Chen Di visited Taiwan in 1603 on an expedition against the Wokou pirates.[108][109] General Shen of Wuyu defeated the pirates and met a native chieftain named Damila who presented them with gifts.[110] Chen witnessed these events and wrote an account of Taiwan known as Dongfanji (An Account of the Eastern Barbarians).[111] According to Chen, Zheng He visited the natives but they remained hidden. Afterwards they came into contact with Chinese people from the harbors of Huimin, Chonglong, and Lieyu in Zhangzhou and Quanzhou. They learned their languages to trade with them. Chinese items such as agate beads, porcelain, cloth, salt, and brass were traded in return for deer meat, skins, and horns.[112]

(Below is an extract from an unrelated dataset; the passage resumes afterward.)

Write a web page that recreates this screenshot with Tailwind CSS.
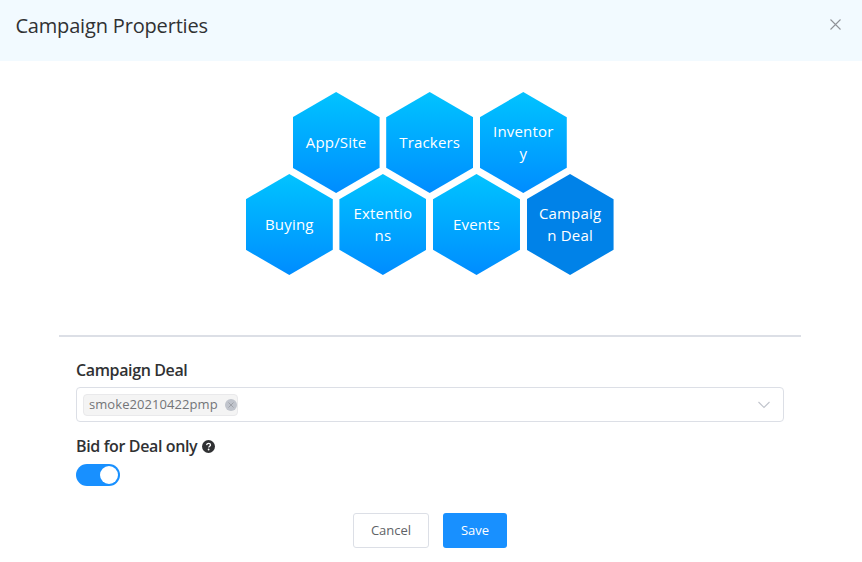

European period (1623–1662)

The opening paragraphs of the Gospel of Matthew in bilingual parallel format, from the first half of the 17th century, in the Dutch and Sinckan languages. (Campbell & Gravius (1888). The Gospel of St. Matthew in Formosan)

During the European period (1623–1662) soldiers and traders representing the Dutch East India Company maintained a colony in southwestern Taiwan (1624–1662) near present-day Tainan. This established an Asian base for triangular trade between the company, the Qing dynasty and Japan, with the hope of interrupting Portuguese and Spanish trading alliances with China. The Spanish also established a small colony in northern Taiwan (1626–1642) in present-day Keelung. However, Spanish influence wavered almost from the beginning, so that by the late 1630s they had already withdrawn most of their troops.[113] After they were driven out of Taiwan by a combined Dutch and aboriginal force in 1642, the Spanish "had little effect on Taiwan's history".[114] Dutch influence was far more significant: expanding to the southwest and north of the island, they set up a tax system and established schools and churches in many villages.

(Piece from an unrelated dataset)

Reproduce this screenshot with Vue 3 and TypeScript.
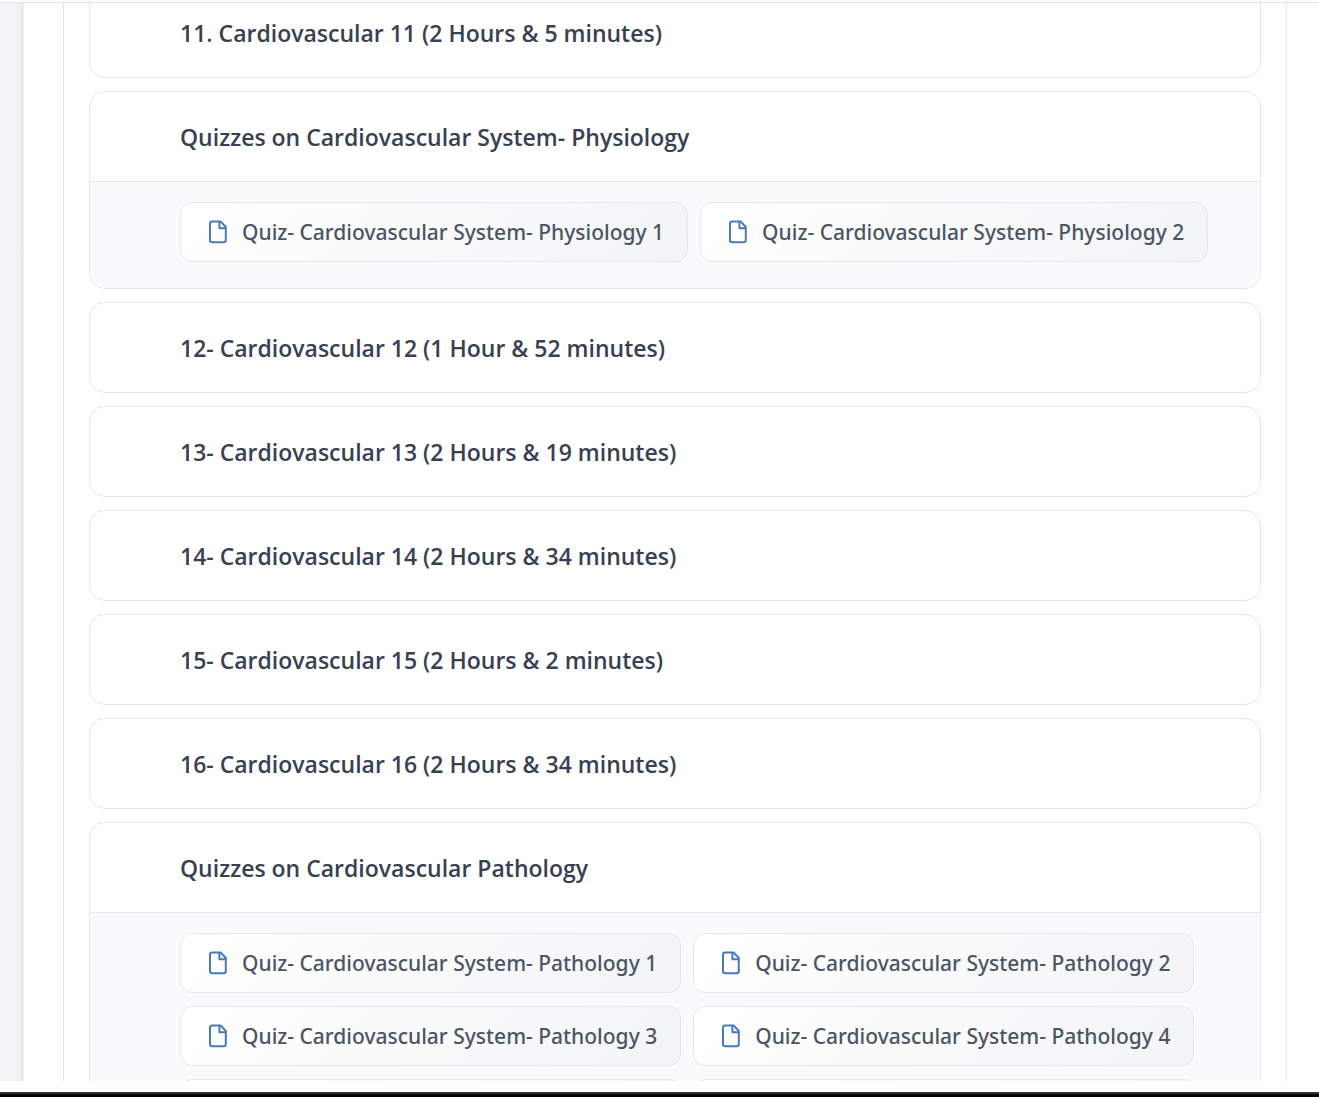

When the Dutch arrived in 1624 at Tayouan (Anping) Harbor, Siraya-speaking representatives from nearby Saccam village soon appeared at the Dutch stockade to barter and trade; an overture which was readily welcomed by the Dutch. The Sirayan villages were, however, divided into warring factions: the village of Sinckan (Sinshih) was at war with Mattau (Madou) and its ally Baccluan, while the village of Soulang maintained uneasy neutrality. In 1629 a Dutch expeditionary force searching for Han pirates was massacred by warriors from Mattau, and the victory inspired other villages to rebel.[115] In 1635, with reinforcements having arrived from Batavia (now Jakarta, Indonesia), the Dutch subjugated and burned Mattau. Since Mattau was the most powerful village in the area, the victory brought a spate of peace offerings from other nearby villages, many of which were outside the Siraya area. This was the beginning of Dutch consolidation over large parts of Taiwan, which brought an end to centuries of inter-village warfare.[116] The new period of peace allowed the Dutch to construct schools and churches aimed to acculturate and convert the indigenous population.[117][118] Dutch schools taught a romanized script (Sinckan writing), which transcribed the Siraya language. This script maintained occasional use through the 18th century.[119] Today only fragments survive, in documents and stone stele markers. The schools also served to maintain alliances and open aboriginal areas for Dutch enterprise and commerce.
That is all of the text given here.